Two-loop Corrections for Nuclear Matter in a Covariant Effective Field Theory

TL;DR

This paper develops a systematic approach to include two-loop corrections in covariant effective field theories for nuclear matter, ensuring natural parameter sizes and improved predictions of nuclear properties.

Contribution

It introduces a method using Infrared Regularization for two-loop calculations in a chiral effective hadronic Lagrangian, enhancing the theoretical framework for nuclear matter.

Findings

Two-loop corrections can be systematically included without destroying parameter naturalness.

Short-range effects are absorbed into local parameters, simplifying calculations.
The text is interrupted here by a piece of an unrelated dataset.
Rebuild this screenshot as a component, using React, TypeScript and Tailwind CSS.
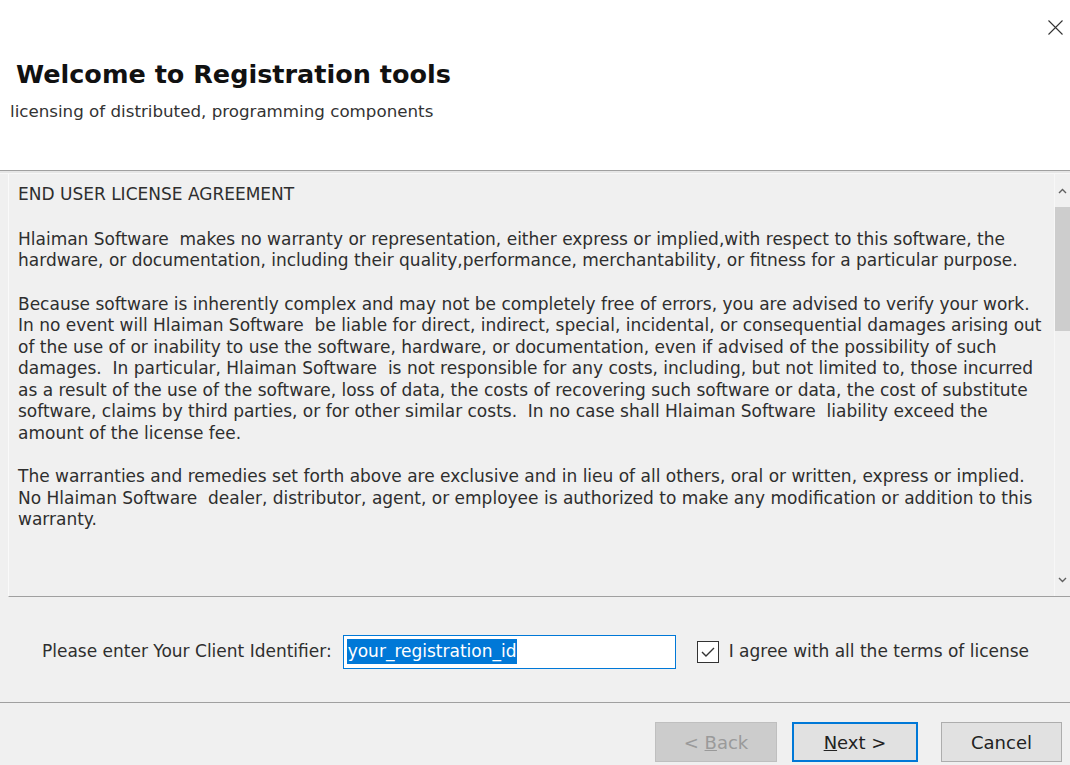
const font = { fontFamily: "Tahoma, 'DejaVu Sans', sans-serif" };

const intro = [
  "Hlaiman Software  makes no warranty or representation, either express or implied,with respect to this software, the",
  "hardware, or documentation, including their quality,performance, merchantability, or fitness for a particular purpose.",
];

const liability = [
  "Because software is inherently complex and may not be completely free of errors, you are advised to verify your work.",
  "In no event will Hlaiman Software  be liable for direct, indirect, special, incidental, or consequential damages arising out",
  "of the use of or inability to use the software, hardware, or documentation, even if advised of the possibility of such",
  "damages.  In particular, Hlaiman Software  is not responsible for any costs, including, but not limited to, those incurred",
  "as a result of the use of the software, loss of data, the costs of recovering such software or data, the cost of substitute",
  "software, claims by third parties, or for other similar costs.  In no case shall Hlaiman Software  liability exceed the",
  "amount of the license fee.",
];

const warranty = [
  "The warranties and remedies set forth above are exclusive and in lieu of all others, oral or written, express or implied.",
  "No Hlaiman Software  dealer, distributor, agent, or employee is authorized to make any modification or addition to this",
  "warranty.",
];

const Para = ({ lines }: { lines: string[] }) => (
  <div className="mb-[22px]">
    {lines.map((l) => (
      <div key={l} className="whitespace-pre h-[21.5px] leading-[21.5px]">
        {l}
      </div>
    ))}
  </div>
);

const WizardButton = ({
  children,
  disabled,
  primary,
  className = "",
}: {
  children: React.ReactNode;
  disabled?: boolean;
  primary?: boolean;
  className?: string;
}) => (
  <button
    className={
      "h-[40px] text-[18px] " +
      className +
      " " +
      (disabled
        ? "bg-[#cccccc] text-[#9a9a9a] border border-[#bfbfbf]"
        : primary
          ? "bg-[#e1e1e1] text-[#222] border-2 border-[#0078d7]"
          : "bg-[#e1e1e1] text-[#222] border border-[#adadad]")
    }
  >
    {children}
  </button>
);

export default function App() {
  return (
    <div className="w-[1070px] h-[765px] flex flex-col bg-[#f0f0f0] overflow-hidden" style={font}>
      <div className="h-[170px] bg-white relative shrink-0">
        {/* close glyph */}
        <svg className="absolute right-[7px] top-[20px]" width="15" height="15" viewBox="0 0 15 15">
          <path d="M0.5 0.5L14.5 14.5M14.5 0.5L0.5 14.5" stroke="#333" strokeWidth="1.1" />
        </svg>
        <div className="pt-[58px]">
          <h1 className="pl-[16px] text-[25.5px] font-bold text-[#111] leading-[32px]">
            Welcome to Registration tools
          </h1>
          <p className="pl-[10px] text-[16.7px] text-[#333] leading-[22px] mt-[10px]">
            licensing of distributed, programming components
          </p>
        </div>
      </div>
      <div className="h-[4px] border-t border-[#a0a0a0] bg-[#e6e6e6] border-b border-b-[#f7f7f7] shrink-0" />
      <div className="h-[423px] ml-[8px] border-l border-[#fafafa] border-b border-b-[#a0a0a0] flex shrink-0">
        <div className="flex-1 pl-[9px] pt-[10px] text-[17px] text-[#2e2e2e]">
          <div className="h-[21.5px] leading-[21.5px] mb-[23px]">END USER LICENSE AGREEMENT</div>
          <Para lines={intro} />
          <Para lines={liability} />
          <Para lines={warranty} />
        </div>
        <div className="w-[16px] flex flex-col items-center bg-[#f0f0f0] border-l border-[#f7f7f7]">
          <div className="h-[33px] flex items-center text-[#606060]">
            <svg width="9" height="6" viewBox="0 0 9 6">
              <path d="M1 5L4.5 1.5L8 5" fill="none" stroke="currentColor" strokeWidth="1.4" />
            </svg>
          </div>
          <div className="w-[15px] h-[124px] bg-[#cdcdcd]" />
          <div className="flex-1" />
          <div className="h-[33px] flex items-center text-[#606060]">
            <svg width="9" height="6" viewBox="0 0 9 6">
              <path d="M1 1L4.5 4.5L8 1" fill="none" stroke="currentColor" strokeWidth="1.4" />
            </svg>
          </div>
        </div>
      </div>
      <div className="h-[106px] border-b border-[#a0a0a0] flex items-center pt-[4px] pl-[42px] text-[17px] text-[#2e2e2e] shrink-0">
        <span className="mr-[11px]">Please enter Your Client Identifier:</span>
        <div className="w-[333px] h-[34px] border border-[#0078d7] bg-white flex items-center pl-[3px]">
          <span className="bg-[#0078d7] text-white leading-[25px] px-[1px]">your_registration_id</span>
        </div>
        <div className="ml-[21px] w-[22px] h-[22px] border border-[#333] bg-white flex items-center justify-center">
          <svg width="16" height="12" viewBox="0 0 16 12">
            <path d="M2 6L6 10L14 2" fill="none" stroke="#333" strokeWidth="1.4" />
          </svg>
        </div>
        <span className="ml-[10px]">I agree with all the terms of license</span>
      </div>
      <div className="flex-1 flex items-start justify-end pt-[19px] pr-[8px]">
        <WizardButton disabled className="w-[122px]">
          &lt; <span className="underline">B</span>ack
        </WizardButton>
        <WizardButton primary className="w-[126px] ml-[15px]">
          <span className="underline">N</span>ext &gt;
        </WizardButton>
        <WizardButton className="w-[121px] ml-[23px]">Cancel</WizardButton>
      </div>
    </div>
  );
}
The approach maintains consistency with empirical nuclear matter properties.

Abstract

Although one-loop calculations provide a realistic description of bulk and single-particle nuclear properties, it is necessary to examine loop corrections to develop a systematic finite-density power-counting scheme for the nuclear many-body problem when loops are included. Moreover, it is imperative to study exchange and correlation corrections systematically to make reliable predictions for other nuclear observables. One must also verify that the natural sizes of the one-loop parameters are not destroyed by explicit inclusion of many-body corrections. The loop expansion is applied to a chiral effective hadronic lagrangian; with the techniques of Infrared Regularization, it is possible to separate out the short-range contributions and to write them as local products of fields that are already present in our lagrangian. (The appropriate field variables must be re-defined at each order in loops.) The corresponding parameters implicitly include short-range effects to all orders in the interaction, so these effects need not be calculated explicitly. The remaining (long-range) contributions that must be calculated are nonlocal and resemble those in conventional nuclear-structure calculations. Calculations at the two-loop level are carried out to illustrate these techniques at finite densities and to verify that the coupling parameters remain natural when fitted to the empirical properties of equilibrium nuclear matter.